Remember the story so far. When n = 3 there are just 3 options for what the proportions of the rectangles can be:

I asked folks on Mathstodon about the case n = 4 and they found 11 options, as drawn here by Dan Piker:

From then on the number increases steeply. The biggest case anyone has been able to handle is n = 7. Ian Henderson found 1371 options in that case:

And that was great… but now the story has gotten more interesting, because Daniel Gerbet seems to have found one more! Yes: not 1371, but 1372.

He did the computation twice, in two different ways. He sent me a table listing all 1372 allowed proportions in increasing order, together with the polynomial equations they obey and pictures of the subdivided square. He wrote:

After running the computation again, I was able to identify the possibly missing guy exactly: the 1055th ratio. The pictures of the partitions look all the same for smaller and larger ratios in the tables from Ian Henderson and the one I computed. You find it at page 106 in the tabletable for partitions with 7 rectangles.

The ratio is the only real root of the polynomial

You can find a picture of a partition with this ratio in the files attached. Note that Ian Henderson has computed partitions with other ratios, but the same topology as this one, e.g. the 1022th ratio.

Indeed it’s an interesting fact, first noted by Lisanne Taams in a simpler example, that we can get two partitions with the same topology where the rectangles have different proportions!

Here is a picture of the apparently new partition that Daniel Gerbet has found:

You can also see it as the 1055th partition in this list, where the 1372 partitions are conveniently grouped into 25 groups of 54, plus 22 more:

I said “conveniently”, but of course I was kidding—it’s easier to deal with these pictures in a PDF file. Daniel Gerbet has kindly allowed me to share his PDFs for all the interesting cases up to n = 7:

• All 3 allowed proportions for 3 similar rectangles that subdivide the square.

• All 11 allowed proportions for 4 similar rectangles that subdivide the square.

• All 51 allowed proportions for 5 similar rectangles that subdivide the square.

• All 245 allowed proportions for 6 similar rectangles that subdivide the square.

• All 1372 allowed proportions for 7 similar rectangles that subdivide the square. Also, don’t forget the more detailed table listing the polynomials obeyed by these proportions.

You can also get a copy of the Python program that Daniel Gerbet used to obtain his results.

By the way, when I mentioned this news to my friend Todd Trimble he instantly noticed that 1372 is divisible by 7. Coincidence?

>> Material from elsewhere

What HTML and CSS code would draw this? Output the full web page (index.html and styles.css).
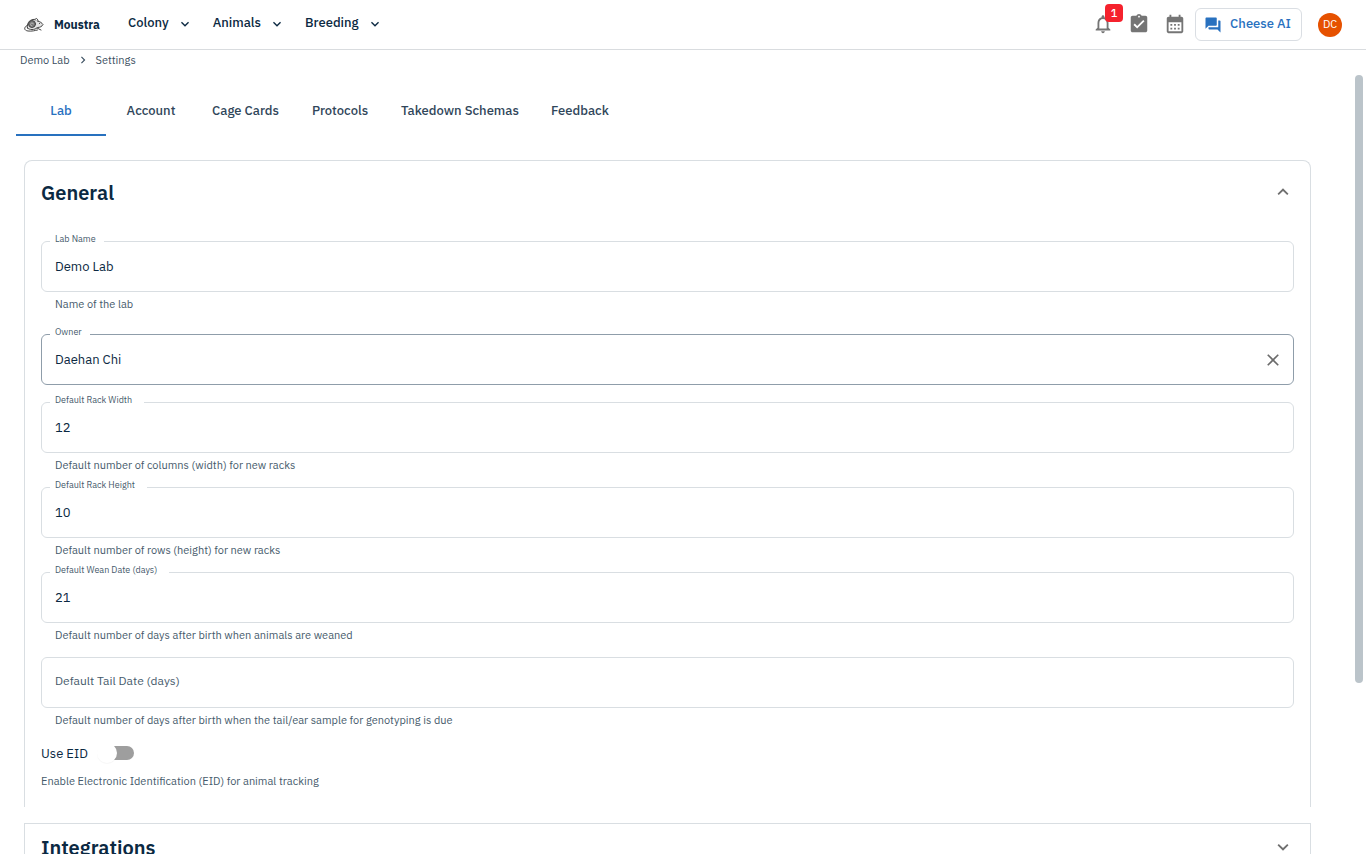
FILE: index.html
```
<!DOCTYPE html>
<html lang="en">
<head>
<meta charset="utf-8">
<title>Moustra - Settings</title>
<link rel="stylesheet" href="styles.css">
</head>
<body>

<header class="topbar">
    <a href="#" class="brand">
        <svg class="logo" width="20" height="16" viewBox="0 0 40 32" fill="none" stroke="#444" stroke-width="2" stroke-linecap="round">
            <path d="M7 22C5 13 11 6 18 5c4-1 7 1 9 3 5 1 9 4 11 7-2 4-6 6-11 6-3 3-7 4-11 4-4 0-7-1-9-3z" fill="#e4e4e4"/>
            <circle cx="16" cy="14" r="7" fill="#777"/>
            <path d="M19 14a3 3 0 1 0-3 4" stroke="#bbb"/>
            <path d="M22 6c0-5 6-4 6 2" fill="#fff"/>
            <circle cx="31" cy="13" r="1" fill="#222" stroke="none"/>
            <path d="M6 17c-7 4-6 10 2 11 8 1 14-1 19-2" />
            <path d="M26 22l8 4"/>
        </svg>
        <span>Moustra</span>
    </a>
    <nav class="menu">
        <button type="button">Colony <svg width="16" height="16" viewBox="0 0 24 24"><path d="M7.4 8.6 12 13.2l4.6-4.6L18 10l-6 6-6-6z"/></svg></button>
        <button type="button">Animals <svg width="16" height="16" viewBox="0 0 24 24"><path d="M7.4 8.6 12 13.2l4.6-4.6L18 10l-6 6-6-6z"/></svg></button>
        <button type="button">Breeding <svg width="16" height="16" viewBox="0 0 24 24"><path d="M7.4 8.6 12 13.2l4.6-4.6L18 10l-6 6-6-6z"/></svg></button>
    </nav>
    <div class="actions">
        <button type="button" class="icon-button" aria-label="Notifications">
            <svg width="22" height="22" viewBox="0 0 24 24"><path d="M12 22c1.1 0 2-.9 2-2h-4c0 1.1.9 2 2 2zm6-6v-5c0-3.070-1.630-5.640-4.500-6.320V4c0-.83-.67-1.500-1.500-1.500s-1.500.67-1.500 1.500v.68C7.640 5.360 6 7.920 6 11v5l-2 2v1h16v-1l-2-2zm-2 1H8v-6c0-2.480 1.510-4.500 4-4.500s4 2.020 4 4.500v6z"/></svg>
            <span class="badge">1</span>
        </button>
        <button type="button" class="icon-button" aria-label="Tasks">
            <svg width="22" height="22" viewBox="0 0 24 24"><path d="M19 3h-4.180C14.400 1.840 13.300 1 12 1s-2.400.84-2.820 2H5c-1.100 0-2 .9-2 2v14c0 1.100.9 2 2 2h14c1.100 0 2-.9 2-2V5c0-1.100-.9-2-2-2zm-7 0c.55 0 1 .45 1 1s-.45 1-1 1-1-.45-1-1 .45-1 1-1zm-2 14-4-4 1.410-1.410L10 14.170l6.590-6.590L18 9l-8 8z"/></svg>
        </button>
        <button type="button" class="icon-button" aria-label="Calendar">
            <svg width="22" height="22" viewBox="0 0 24 24"><path d="M19 4h-1V2h-2v2H8V2H6v2H5c-1.110 0-1.990.9-1.990 2L3 20c0 1.100.89 2 2 2h14c1.100 0 2-.9 2-2V6c0-1.100-.9-2-2-2zm0 16H5V10h14v10zM9 14H7v-2h2v2zm4 0h-2v-2h2v2zm4 0h-2v-2h2v2zm-8 4H7v-2h2v2zm4 0h-2v-2h2v2zm4 0h-2v-2h2v2z"/></svg>
        </button>
        <button type="button" class="cheese">
            <svg width="18" height="18" viewBox="0 0 24 24"><path d="M21 6h-2v9H6v2c0 .55.45 1 1 1h11l4 4V7c0-.55-.45-1-1-1zm-4 6V3c0-.55-.45-1-1-1H3c-.55 0-1 .45-1 1v14l4-4h10c.55 0 1-.45 1-1z"/></svg>
            <span>Cheese AI</span>
        </button>
        <button type="button" class="avatar">DC</button>
    </div>
</header>

<nav class="breadcrumb" aria-label="Breadcrumb">
    <a href="#">Demo Lab</a>
    <svg width="14" height="14" viewBox="0 0 24 24"><path d="M10 6 8.600 7.400l4.600 4.600-4.600 4.600L10 18l6-6z"/></svg>
    <a href="#">Settings</a>
</nav>

<div class="scroller">
    <main class="content">
        <div class="tabs" role="tablist">
            <button type="button" class="tab active" role="tab" aria-selected="true">Lab</button>
            <button type="button" class="tab" role="tab">Account</button>
            <button type="button" class="tab" role="tab">Cage Cards</button>
            <button type="button" class="tab" role="tab">Protocols</button>
            <button type="button" class="tab" role="tab">Takedown Schemas</button>
            <button type="button" class="tab" role="tab">Feedback</button>
        </div>

        <section class="panel open">
            <h2><button type="button" class="panel-header" aria-expanded="true">General
                <svg width="22" height="22" viewBox="0 0 24 24"><path d="m12 8-6 6 1.400 1.400 4.600-4.600 4.600 4.600L18 14z"/></svg>
            </button></h2>
            <form class="panel-body">
                <div class="field spaced">
                    <div class="box">
                        <label for="lab-name">Lab Name</label>
                        <input type="text" id="lab-name" value="Demo Lab">
                    </div>
                    <p class="hint">Name of the lab</p>
                </div>
                <div class="field spaced">
                    <div class="box hovered">
                        <label for="owner">Owner</label>
                        <input type="text" id="owner" value="Daehan Chi">
                        <button type="button" class="clear" aria-label="Clear">
                            <svg width="20" height="20" viewBox="0 0 24 24"><path d="M19 6.410 17.590 5 12 10.590 6.410 5 5 6.410 10.590 12 5 17.590 6.410 19 12 13.410 17.590 19 19 17.590 13.410 12z"/></svg>
                        </button>
                    </div>
                </div>
                <div class="field">
                    <div class="box wide">
                        <label for="rack-width">Default Rack Width</label>
                        <input type="number" id="rack-width" value="12">
                    </div>
                    <p class="hint">Default number of columns (width) for new racks</p>
                </div>
                <div class="field">
                    <div class="box wide">
                        <label for="rack-height">Default Rack Height</label>
                        <input type="number" id="rack-height" value="10">
                    </div>
                    <p class="hint">Default number of rows (height) for new racks</p>
                </div>
                <div class="field">
                    <div class="box wide">
                        <label for="wean-date">Default Wean Date (days)</label>
                        <input type="number" id="wean-date" value="21">
                    </div>
                    <p class="hint">Default number of days after birth when animals are weaned</p>
                </div>
                <div class="field">
                    <div class="box empty">
                        <label for="tail-date">Default Tail Date (days)</label>
                        <input type="number" id="tail-date">
                    </div>
                    <p class="hint">Default number of days after birth when the tail/ear sample for genotyping is due</p>
                </div>
                <div class="switch-row">
                    <label for="use-eid">Use EID</label>
                    <input type="checkbox" class="switch" id="use-eid">
                </div>
                <p class="note">Enable Electronic Identification (EID) for animal tracking</p>
            </form>
        </section>

        <section class="panel">
            <h2><button type="button" class="panel-header" aria-expanded="false">Integrations
                <svg width="22" height="22" viewBox="0 0 24 24"><path d="M7.400 8.600 12 13.200l4.600-4.600L18 10l-6 6-6-6z"/></svg>
            </button></h2>
        </section>
    </main>
    <div class="track"><div class="thumb"></div></div>
</div>

</body>
</html>
```
FILE: styles.css
```
* {
    box-sizing: border-box;
}
body {
    margin: 0;
    height: 100vh;
    display: flex;
    flex-direction: column;
    overflow: hidden;
    background: #fff;
    color: #0b2942;
    font-family: "IBM Plex Sans", Roboto, sans-serif;
    font-size: 13px;
}
button, input {
    font: inherit;
    color: inherit;
    background: none;
    border: 0;
    padding: 0;
    margin: 0;
}
a {
    color: inherit;
    text-decoration: none;
}
svg {
    fill: currentColor;
    flex: none;
}
h2, p {
    margin: 0;
}

/* top bar */
.topbar {
    display: flex;
    align-items: center;
    flex: none;
    height: 50px;
    padding: 0 24px;
    border-bottom: 1px solid #d9dcdf;
}
.brand {
    display: flex;
    align-items: center;
    gap: 10px;
    width: 104px;
    font-size: 12px;
    font-weight: 700;
}
.logo {
    fill: none;
}
.menu {
    display: flex;
    gap: 20px;
    padding-bottom: 5px;
}
.menu button {
    display: flex;
    align-items: center;
    gap: 8px;
    font-weight: 500;
}
.menu svg {
    margin-top: 4px;
}
.actions {
    display: flex;
    align-items: center;
    margin-left: auto;
}
.icon-button {
    position: relative;
    display: flex;
    align-items: center;
    justify-content: center;
    width: 36px;
    height: 36px;
    margin-bottom: 2px;
    color: #757575;
}
.badge {
    position: absolute;
    top: -2px;
    right: -2px;
    width: 18px;
    height: 18px;
    border-radius: 4px;
    background: #f5222d;
    color: #fff;
    font-size: 11px;
    font-weight: 500;
    line-height: 18px;
}
.cheese {
    display: flex;
    align-items: center;
    gap: 8px;
    height: 33px;
    margin: 0 16px 0 2px;
    padding: 0 10px 0 8px;
    border: 1px solid #dadee3;
    border-radius: 6px;
    color: #2871bf;
    font-weight: 500;
}
.cheese span {
    padding-bottom: 2px;
}
.avatar {
    width: 24px;
    height: 24px;
    padding-bottom: 1px;
    border-radius: 50%;
    background: #e65100;
    color: #fff;
    font-size: 11px;
}

.breadcrumb {
    display: flex;
    align-items: center;
    flex: none;
    gap: 6px;
    height: 25px;
    padding: 0 20px 6px;
    color: #3b4f61;
    font-size: 11px;
}

.scroller {
    display: flex;
    flex: 1;
    min-height: 0;
}
.content {
    flex: 1;
    min-width: 0;
    overflow: hidden;
    padding: 12px 44px 0 24px;
}
.track {
    width: 8px;
    margin-right: 3px;
}
.thumb {
    height: 78%;
    border-radius: 4px;
    background: #bbc4ca;
}

.tabs {
    display: flex;
    margin: 0 0 24px -8px;
}
.tab {
    min-width: 90px;
    height: 49px;
    padding: 0 16px;
    border-bottom: 2px solid transparent;
    color: #30465a;
    font-weight: 500;
}
.tab.active {
    border-color: #2871bf;
    color: #2871bf;
}

/* accordion panels */
.panel {
    border: 1px solid #d9dee2;
}
.panel.open {
    margin-bottom: 16px;
    border-bottom: 0;
    border-radius: 8px 8px 0 0;
}
.panel-header {
    display: flex;
    align-items: center;
    justify-content: space-between;
    width: 100%;
    height: 48px;
    padding: 0 16px 2px;
    font-size: 20px;
    font-weight: 600;
}
.panel.open .panel-header {
    height: 64px;
}
.panel-header svg {
    color: #707070;
}
.panel-body {
    padding: 16px 16px 17px;
}

/* form fields */
.field {
    margin-bottom: 13px;
}
.field.spaced {
    margin-bottom: 21px;
}
.field.spaced + .field.spaced {
    margin-bottom: 17px;
}
.box {
    position: relative;
    display: flex;
    align-items: center;
    height: 51px;
    padding: 0 10px 0 13px;
    border: 1px solid #d9dee2;
    border-radius: 6px;
}
.box.hovered {
    border-color: #8f9daa;
}
.box label {
    position: absolute;
    top: -9px;
    left: 8px;
    padding: 0 8px 0 5px;
    background: #fff;
    color: #465a6b;
    font-size: 9px;
    line-height: 12px;
}
.box.wide label {
    padding-right: 12px;
}
.box.empty label {
    top: 15px;
    font-size: 12px;
    line-height: 16px;
}
.box input {
    flex: 1;
    min-width: 0;
    height: 100%;
    outline: 0;
    appearance: textfield;
}
.clear {
    display: flex;
    color: #6b6b6b;
}
.hint {
    margin-top: 3px;
    padding-left: 14px;
}
.hint, .note {
    color: #465a6b;
    font-size: 11px;
    line-height: 18px;
}
.switch-row {
    display: flex;
    align-items: center;
    gap: 12px;
    height: 22px;
    margin-bottom: 8px;
}
.switch {
    position: relative;
    appearance: none;
    width: 34px;
    height: 14px;
    border-radius: 7px;
    background: #9e9e9e;
}
.switch::before {
    content: "";
    position: absolute;
    top: -3px;
    left: -3px;
    width: 20px;
    height: 20px;
    border-radius: 50%;
    background: #fff;
    box-shadow: 0 1px 1px rgba(0, 0, 0, 0.04);
}
```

Probably.

Some good news here is that Daniel Gerbet’s work confirms the previous calculations for n ≤ 6. And that’s especially good because previously only one person, Ian Henderson, had done the n = 6 case. See my previous article for details).

But we need some people to help settle the case n = 7!

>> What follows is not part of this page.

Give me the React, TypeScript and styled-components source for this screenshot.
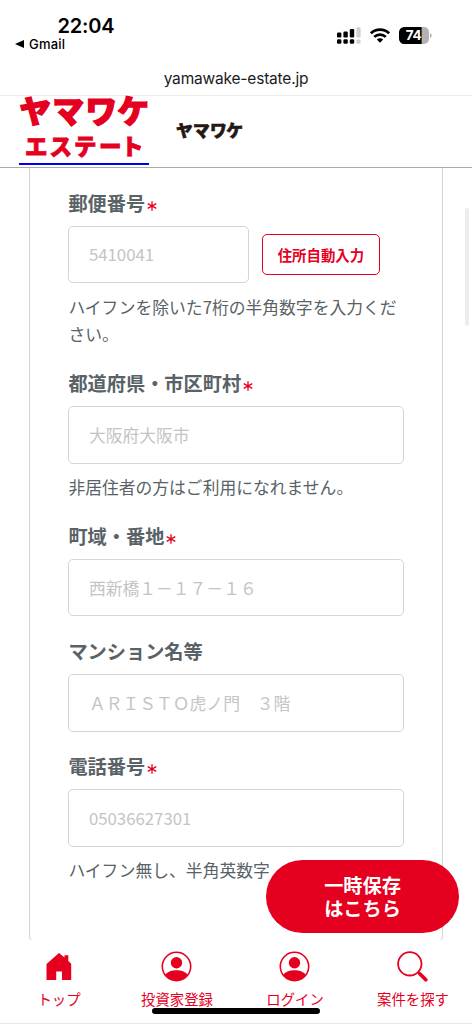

Addendum: Greg Egan has confirmed this new solution is real. Ian Henderson has confirmed that it’s new, and he’s found the bug in his program that made him overlook it:

It is real! I made a mistaken assumption in my code to try to save computation time — instead of trying every way of orienting the N rectangles, it always orients the last rectangle the same way, under the assumption that the same arrangement but flipped will be generated anyway.

The issue is that “last” is in the order the rectangles are visited, which may change when the square is flipped! (See attached image for the arrangement here—the last rectangle is #6:

Either changing it to always orient the first rectangle in the same way (since it’s always in the top left) or just disabling that code entirely does give a total count of 1372.